__Task directions__. Output every entry exactly as written, skipping any pictures.
▬▬▬▬▬▬
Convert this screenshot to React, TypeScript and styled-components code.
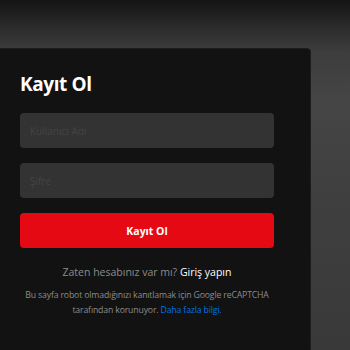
import React from 'react';
import styled, { createGlobalStyle } from 'styled-components';

const GlobalStyle = createGlobalStyle`
    html, body {
        margin: 0;
        padding: 0;
        height: 100%;
        background: #141414;
    }
    #root {
        height: 100%;
    }
`;

const Page = styled.div`
    display: flex;
    align-items: flex-start;
    height: 100%;
    overflow: hidden;
    box-sizing: border-box;
    padding-top: 48px;
    background: linear-gradient(to bottom, #141414 0px, #2c2c2c 28px, #3d3d3d 52px, #454545 100px, #3e3e3e 220px, #393939 100%);
    font-family: 'Open Sans', 'Noto Sans', sans-serif;
`;

const Card = styled.main`
    flex: 0 0 auto;
    width: 328px;
    margin-left: -17px;
    min-height: 320px;
    padding: 23px 36px 40px;
    box-sizing: border-box;
    background: #121212;
    border: 1px solid #1d1d1d;
    border-radius: 4px;
`;

const Title = styled.h1`
    margin: 0 0 17px;
    color: #fff;
    font-size: 19px;
    font-weight: 700;
    line-height: 24px;
    letter-spacing: -0.4px;
`;

const Form = styled.form`
    display: flex;
    flex-direction: column;
    gap: 15px;
`;

const Input = styled.input`
    height: 35px;
    padding: 0 10px;
    border: none;
    border-radius: 4px;
    background: #333;
    color: #fff;
    font-family: inherit;
    font-size: 10px;
    outline: none;

    &::placeholder {
        color: #444;
    }
`;

const Button = styled.button`
    height: 35px;
    border: none;
    border-radius: 4px;
    background: #e50914;
    color: #fff;
    font-family: inherit;
    font-size: 10.5px;
    font-weight: 700;
    cursor: pointer;
`;

const SignIn = styled.p`
    margin: 17px 0 0;
    text-align: center;
    color: #8c8c8c;
    font-size: 10.5px;
    line-height: 14px;

    a {
        color: #fff;
        text-decoration: none;
    }
`;

const Captcha = styled.p`
    margin: 9px -4px 0;
    text-align: center;
    color: #8c8c8c;
    font-size: 8.7px;
    line-height: 15px;
    letter-spacing: -0.15px;

    a {
        color: #0071eb;
        text-decoration: none;
    }
`;

export default function App(): React.ReactElement {
    return (
        <>
            <GlobalStyle />
            <Page>
                <Card>
                    <Title>Kayıt Ol</Title>
                    <Form onSubmit={(ev) => ev.preventDefault()}>
                        <Input type="text" placeholder="Kullanıcı Adı" />
                        <Input type="password" placeholder="Şifre" />
                        <Button type="submit">Kayıt Ol</Button>
                    </Form>
                    <SignIn>
                        Zaten hesabınız var mı? <a href="#">Giriş yapın</a>
                    </SignIn>
                    <Captcha>
                        Bu sayfa robot olmadığınızı kanıtlamak için Google reCAPTCHA tarafından korunuyor.{' '}
                        <a href="#">Daha fazla bilgi.</a>
                    </Captcha>
                </Card>
            </Page>
        </>
    );
}
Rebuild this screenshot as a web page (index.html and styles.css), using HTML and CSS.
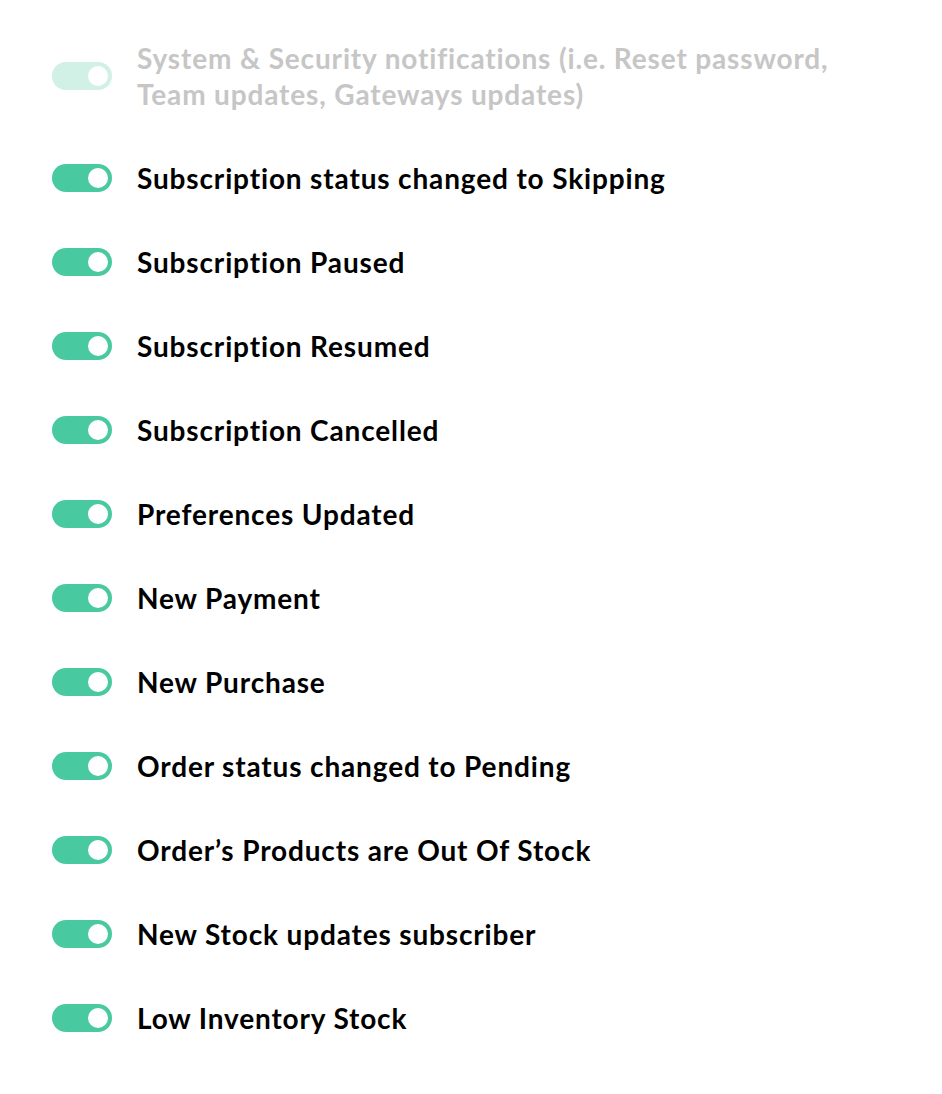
FILE: index.html
```html
<!DOCTYPE html>
<html>
<head>
<meta charset="utf-8">
<link rel="stylesheet" href="styles.css">
</head>
<body>
<ul class="list">
  <li class="row disabled"><span class="toggle on"><span class="knob"></span></span><span class="label">System &amp; Security notifications (i.e. Reset password, Team updates, Gateways updates)</span></li>
  <li class="row"><span class="toggle on"><span class="knob"></span></span><span class="label">Subscription status changed to Skipping</span></li>
  <li class="row"><span class="toggle on"><span class="knob"></span></span><span class="label">Subscription Paused</span></li>
  <li class="row"><span class="toggle on"><span class="knob"></span></span><span class="label">Subscription Resumed</span></li>
  <li class="row"><span class="toggle on"><span class="knob"></span></span><span class="label">Subscription Cancelled</span></li>
  <li class="row"><span class="toggle on"><span class="knob"></span></span><span class="label">Preferences Updated</span></li>
  <li class="row"><span class="toggle on"><span class="knob"></span></span><span class="label">New Payment</span></li>
  <li class="row"><span class="toggle on"><span class="knob"></span></span><span class="label">New Purchase</span></li>
  <li class="row"><span class="toggle on"><span class="knob"></span></span><span class="label">Order status changed to Pending</span></li>
  <li class="row"><span class="toggle on"><span class="knob"></span></span><span class="label">Order’s Products are Out Of Stock</span></li>
  <li class="row"><span class="toggle on"><span class="knob"></span></span><span class="label">New Stock updates subscriber</span></li>
  <li class="row"><span class="toggle on"><span class="knob"></span></span><span class="label">Low Inventory Stock</span></li>
</ul>
</body>
</html>
```
FILE: styles.css
```css
html, body {
  margin: 0;
  padding: 0;
  background: #ffffff;
}
body {
  font-family: "Lato", "Liberation Sans", sans-serif;
}
.list {
  list-style: none;
  margin: 0;
  padding: 40px 0 0 52px;
  display: flex;
  flex-direction: column;
  gap: 48px;
}
.row {
  display: flex;
  align-items: center;
  gap: 25px;
}
.toggle {
  flex: none;
  width: 60px;
  height: 28px;
  border-radius: 14px;
  background: #48c9a0;
  display: flex;
  align-items: center;
  justify-content: flex-end;
  padding: 0 4px;
  box-sizing: border-box;
}
.knob {
  width: 20px;
  height: 20px;
  border-radius: 50%;
  background: #ffffff;
}
.label {
  font-size: 28px;
  line-height: 36px;
  font-weight: 700;
  letter-spacing: 0.85px;
  font-variant-ligatures: none;
  color: #000000;
  max-width: 720px;
}
.disabled .toggle {
  background: #d1f0e6;
}
.disabled .label {
  color: #c6c6c6;
}
```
▬▬▬▬▬▬
__Final answer__.
Convert this screenshot to React, TypeScript and styled-components code.
import React from 'react';
import styled, { createGlobalStyle } from 'styled-components';

const GlobalStyle = createGlobalStyle`
    html, body {
        margin: 0;
        padding: 0;
        height: 100%;
        background: #141414;
    }
    #root {
        height: 100%;
    }
`;

const Page = styled.div`
    display: flex;
    align-items: flex-start;
    height: 100%;
    overflow: hidden;
    box-sizing: border-box;
    padding-top: 48px;
    background: linear-gradient(to bottom, #141414 0px, #2c2c2c 28px, #3d3d3d 52px, #454545 100px, #3e3e3e 220px, #393939 100%);
    font-family: 'Open Sans', 'Noto Sans', sans-serif;
`;

const Card = styled.main`
    flex: 0 0 auto;
    width: 328px;
    margin-left: -17px;
    min-height: 320px;
    padding: 23px 36px 40px;
    box-sizing: border-box;
    background: #121212;
    border: 1px solid #1d1d1d;
    border-radius: 4px;
`;

const Title = styled.h1`
    margin: 0 0 17px;
    color: #fff;
    font-size: 19px;
    font-weight: 700;
    line-height: 24px;
    letter-spacing: -0.4px;
`;

const Form = styled.form`
    display: flex;
    flex-direction: column;
    gap: 15px;
`;

const Input = styled.input`
    height: 35px;
    padding: 0 10px;
    border: none;
    border-radius: 4px;
    background: #333;
    color: #fff;
    font-family: inherit;
    font-size: 10px;
    outline: none;

    &::placeholder {
        color: #444;
    }
`;

const Button = styled.button`
    height: 35px;
    border: none;
    border-radius: 4px;
    background: #e50914;
    color: #fff;
    font-family: inherit;
    font-size: 10.5px;
    font-weight: 700;
    cursor: pointer;
`;

const SignIn = styled.p`
    margin: 17px 0 0;
    text-align: center;
    color: #8c8c8c;
    font-size: 10.5px;
    line-height: 14px;

    a {
        color: #fff;
        text-decoration: none;
    }
`;

const Captcha = styled.p`
    margin: 9px -4px 0;
    text-align: center;
    color: #8c8c8c;
    font-size: 8.7px;
    line-height: 15px;
    letter-spacing: -0.15px;

    a {
        color: #0071eb;
        text-decoration: none;
    }
`;

export default function App(): React.ReactElement {
    return (
        <>
            <GlobalStyle />
            <Page>
                <Card>
                    <Title>Kayıt Ol</Title>
                    <Form onSubmit={(ev) => ev.preventDefault()}>
                        <Input type="text" placeholder="Kullanıcı Adı" />
                        <Input type="password" placeholder="Şifre" />
                        <Button type="submit">Kayıt Ol</Button>
                    </Form>
                    <SignIn>
                        Zaten hesabınız var mı? <a href="#">Giriş yapın</a>
                    </SignIn>
                    <Captcha>
                        Bu sayfa robot olmadığınızı kanıtlamak için Google reCAPTCHA tarafından korunuyor.{' '}
                        <a href="#">Daha fazla bilgi.</a>
                    </Captcha>
                </Card>
            </Page>
        </>
    );
}
Rebuild this screenshot as a web page (index.html and styles.css), using HTML and CSS.
FILE: index.html
```html
<!DOCTYPE html>
<html>
<head>
<meta charset="utf-8">
<link rel="stylesheet" href="styles.css">
</head>
<body>
<ul class="list">
  <li class="row disabled"><span class="toggle on"><span class="knob"></span></span><span class="label">System &amp; Security notifications (i.e. Reset password, Team updates, Gateways updates)</span></li>
  <li class="row"><span class="toggle on"><span class="knob"></span></span><span class="label">Subscription status changed to Skipping</span></li>
  <li class="row"><span class="toggle on"><span class="knob"></span></span><span class="label">Subscription Paused</span></li>
  <li class="row"><span class="toggle on"><span class="knob"></span></span><span class="label">Subscription Resumed</span></li>
  <li class="row"><span class="toggle on"><span class="knob"></span></span><span class="label">Subscription Cancelled</span></li>
  <li class="row"><span class="toggle on"><span class="knob"></span></span><span class="label">Preferences Updated</span></li>
  <li class="row"><span class="toggle on"><span class="knob"></span></span><span class="label">New Payment</span></li>
  <li class="row"><span class="toggle on"><span class="knob"></span></span><span class="label">New Purchase</span></li>
  <li class="row"><span class="toggle on"><span class="knob"></span></span><span class="label">Order status changed to Pending</span></li>
  <li class="row"><span class="toggle on"><span class="knob"></span></span><span class="label">Order’s Products are Out Of Stock</span></li>
  <li class="row"><span class="toggle on"><span class="knob"></span></span><span class="label">New Stock updates subscriber</span></li>
  <li class="row"><span class="toggle on"><span class="knob"></span></span><span class="label">Low Inventory Stock</span></li>
</ul>
</body>
</html>
```
FILE: styles.css
```css
html, body {
  margin: 0;
  padding: 0;
  background: #ffffff;
}
body {
  font-family: "Lato", "Liberation Sans", sans-serif;
}
.list {
  list-style: none;
  margin: 0;
  padding: 40px 0 0 52px;
  display: flex;
  flex-direction: column;
  gap: 48px;
}
.row {
  display: flex;
  align-items: center;
  gap: 25px;
}
.toggle {
  flex: none;
  width: 60px;
  height: 28px;
  border-radius: 14px;
  background: #48c9a0;
  display: flex;
  align-items: center;
  justify-content: flex-end;
  padding: 0 4px;
  box-sizing: border-box;
}
.knob {
  width: 20px;
  height: 20px;
  border-radius: 50%;
  background: #ffffff;
}
.label {
  font-size: 28px;
  line-height: 36px;
  font-weight: 700;
  letter-spacing: 0.85px;
  font-variant-ligatures: none;
  color: #000000;
  max-width: 720px;
}
.disabled .toggle {
  background: #d1f0e6;
}
.disabled .label {
  color: #c6c6c6;
}
```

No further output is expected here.